The trace at the green arrow is pretty clear, too: the original plaster finish on the partitions was applied over wood lath. The thin white stripes are where there were gaps between the lath strips to allow the plaster to squeeze through and are simply gypsum stains on the wood.

The best trace is at the purple arrow. (It’s elsewhere, too, but most clear there.) It might help to zoom in a little to see it. There are a series of evenly spaced, parallel irregularities in the surface of the wood. Those marks answer the question of how this particular piece of lumber was cut from a log.
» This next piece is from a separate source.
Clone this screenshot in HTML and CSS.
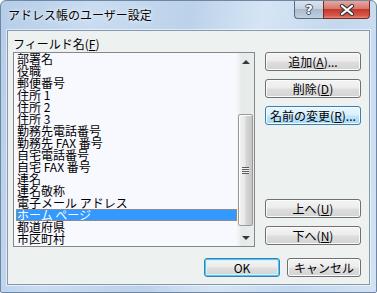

How do you get a rectangular wood beam or plank from a round tree trunk? All but one of the possible answers start in antiquity. You can use an axe to roughly cut the log into a rectangular cross-section and then use an adze to smooth the sides. That takes one person, two hand tools, heavy labor, and patience, but is otherwise foolproof. It is also recognizable because it leaves the surfaces of the wood with a series of faint scallops from the adze. You can use a pit saw, where the log is in a horizontal position and cut with a long saw in a more or less vertical position. One person pulls the saw up from above, one pulls it down from below. You can get the people and the log in position by using a hole in the ground – a pit – where the lower sawyer will work, or you can prop the log up on a set of sawhorses. This takes two people, a large saw, and the set up to make it work, but it’s faster than using an axe and adze. It leaves a set of slightly-diagonal imperfectly-spaced straight saw marks on the wood.

Powered saw mills go back to Roman times, using waterwheels and crank mechanisms to replicate the action of a pit saw. They were eventually improved by adding a mechanical conveyor that pushed the logs through the saw rather than requiring people to do that job. Once the conveyor was linked to the same power source as the saw, mills left a series of vertical, parallel, evenly-spaced saw marks on the wood. Another invention was the gang saw, replacing one blade with several, so that several pieces of lumber could be cut from a log at one time. The final critical change to the mill itself was the invention of the circular saw, which was less fragile than the long straight saws and used a much simpler linkage to the water wheels. The combination of a circular saw and conveyor, in addition to creating an indelible image from many early movies, left a series of evenly-spaced curved saw marks. Eventually, the waterwheels were replaced by steam engines and other forms of power.

So those evenly-spaced marks at right-angles to the long axis of the piece of wood tell us it was cut at a mill rather than by hand. Given the huge forests near this site and the 1820s construction date, that was not a given.